Corporate Knights used two different but complementary criteria to determine which companies made the Future 50. We drew from 1,100 publicly listed and 4,015 privately owned companies headquartered in Canada and determined the ones that earn the majority of their revenues from clean energy themes (including energy efficiency), according to the Corporate Knights Clean Taxonomy. The public companies were then ranked according to their one-year revenue growth rates (generally, 2021 sales over 2020 sales). For privately held companies, Corporate Knights tapped the S&P Capital IQ database, with data on recent fundraising rounds, and sorted them based on percentage growth of capital raised from the two most recent years of fundraising rounds. This enabled us to identify qualifying companies that are still “pre-revenue” – giving us early access to new ventures. From this, we pulled out the top 25 private and 25 public companies that earn the majority of their revenue from clean energy themes to form our Future 50
Alberta Innovates is the launch partner for the Future 50.

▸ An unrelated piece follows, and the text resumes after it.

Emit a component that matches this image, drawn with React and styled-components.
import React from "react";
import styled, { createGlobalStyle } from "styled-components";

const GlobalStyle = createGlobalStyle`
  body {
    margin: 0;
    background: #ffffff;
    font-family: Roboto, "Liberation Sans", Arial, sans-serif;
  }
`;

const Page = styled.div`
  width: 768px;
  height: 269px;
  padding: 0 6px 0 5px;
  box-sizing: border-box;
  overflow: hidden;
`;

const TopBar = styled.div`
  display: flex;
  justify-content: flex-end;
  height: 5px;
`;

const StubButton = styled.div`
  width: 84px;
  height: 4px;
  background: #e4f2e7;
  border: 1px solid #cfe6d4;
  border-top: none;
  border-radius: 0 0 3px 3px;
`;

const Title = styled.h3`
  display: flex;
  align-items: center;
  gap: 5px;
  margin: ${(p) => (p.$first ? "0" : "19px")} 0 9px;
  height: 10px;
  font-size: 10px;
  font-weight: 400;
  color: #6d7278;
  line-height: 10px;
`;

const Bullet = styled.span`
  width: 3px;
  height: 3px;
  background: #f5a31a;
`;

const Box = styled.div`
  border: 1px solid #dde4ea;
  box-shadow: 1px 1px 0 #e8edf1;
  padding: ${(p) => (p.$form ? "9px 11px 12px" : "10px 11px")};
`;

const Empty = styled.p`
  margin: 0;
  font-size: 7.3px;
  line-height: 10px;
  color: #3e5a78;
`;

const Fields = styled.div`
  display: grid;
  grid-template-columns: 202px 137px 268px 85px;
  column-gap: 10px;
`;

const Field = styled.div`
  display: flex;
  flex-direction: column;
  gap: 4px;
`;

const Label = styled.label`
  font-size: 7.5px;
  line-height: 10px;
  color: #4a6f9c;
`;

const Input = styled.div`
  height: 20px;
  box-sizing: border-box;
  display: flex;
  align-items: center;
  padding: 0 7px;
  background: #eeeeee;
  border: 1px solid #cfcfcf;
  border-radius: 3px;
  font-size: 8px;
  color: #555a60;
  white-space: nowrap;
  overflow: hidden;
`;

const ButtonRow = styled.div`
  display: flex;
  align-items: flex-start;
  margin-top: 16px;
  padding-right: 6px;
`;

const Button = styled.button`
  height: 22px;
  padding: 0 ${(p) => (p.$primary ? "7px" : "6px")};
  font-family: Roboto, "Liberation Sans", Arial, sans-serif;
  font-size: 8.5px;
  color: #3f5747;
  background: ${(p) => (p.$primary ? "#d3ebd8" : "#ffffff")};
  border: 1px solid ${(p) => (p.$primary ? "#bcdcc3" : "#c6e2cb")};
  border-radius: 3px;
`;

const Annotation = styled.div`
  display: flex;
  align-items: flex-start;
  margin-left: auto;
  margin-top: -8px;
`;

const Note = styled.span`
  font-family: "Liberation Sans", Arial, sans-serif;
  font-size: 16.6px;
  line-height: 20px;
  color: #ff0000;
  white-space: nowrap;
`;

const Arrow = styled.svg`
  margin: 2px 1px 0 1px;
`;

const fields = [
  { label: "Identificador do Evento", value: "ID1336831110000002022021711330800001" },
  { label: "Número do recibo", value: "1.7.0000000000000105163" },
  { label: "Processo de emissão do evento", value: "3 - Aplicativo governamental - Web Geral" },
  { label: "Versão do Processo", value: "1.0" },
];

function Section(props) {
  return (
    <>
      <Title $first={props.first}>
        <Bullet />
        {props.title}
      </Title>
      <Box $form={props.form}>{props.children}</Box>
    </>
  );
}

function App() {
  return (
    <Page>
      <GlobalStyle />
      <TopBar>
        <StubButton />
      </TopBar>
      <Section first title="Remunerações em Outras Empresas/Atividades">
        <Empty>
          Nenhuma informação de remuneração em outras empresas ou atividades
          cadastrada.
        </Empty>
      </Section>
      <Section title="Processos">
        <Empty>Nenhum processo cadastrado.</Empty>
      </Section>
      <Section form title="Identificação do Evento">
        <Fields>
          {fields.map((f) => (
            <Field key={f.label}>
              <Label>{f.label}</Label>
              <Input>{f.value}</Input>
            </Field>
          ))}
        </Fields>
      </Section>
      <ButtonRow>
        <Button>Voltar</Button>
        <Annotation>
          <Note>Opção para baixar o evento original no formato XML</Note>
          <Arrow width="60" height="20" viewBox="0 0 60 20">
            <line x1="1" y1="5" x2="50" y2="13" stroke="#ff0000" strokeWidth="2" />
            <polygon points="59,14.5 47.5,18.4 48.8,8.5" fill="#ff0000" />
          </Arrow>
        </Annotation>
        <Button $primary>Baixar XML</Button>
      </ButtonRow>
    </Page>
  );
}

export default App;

Top 25 fastest-growing publicly traded companies
13. Clear Blue Technologies
Growth rate: 103%
You can’t connect every corner of the world to centralized power grids. Enter Clear Blue Technologies, which develops “smart” off-grid power systems, marrying solar- and wind-powered equipment with the software to remotely monitor and control it. Clear Blue’s energy-as-a-service model, mainly for lighting and telecommunications, provides sustainable, affordable power in remote areas and developing countries where grid-based connectivity is problematic or cost-prohibitive. The Toronto-based firm manages thousands of systems in 37 countries, from “smart” pathway lights in Ontario’s Niagara Escarpment region to supermarket parking-lot lighting in the United States and telecom services in sub-Saharan Africa.
As telcos face growing pressure to provide universal connectivity, Clear Blue ensures consistent service and maximum uptime by giving customers a full slate of remote management controls, says CEO Miriam Tuerk. “You’d never buy or build a telecom network without those management tools, and you need to do the same thing for power.”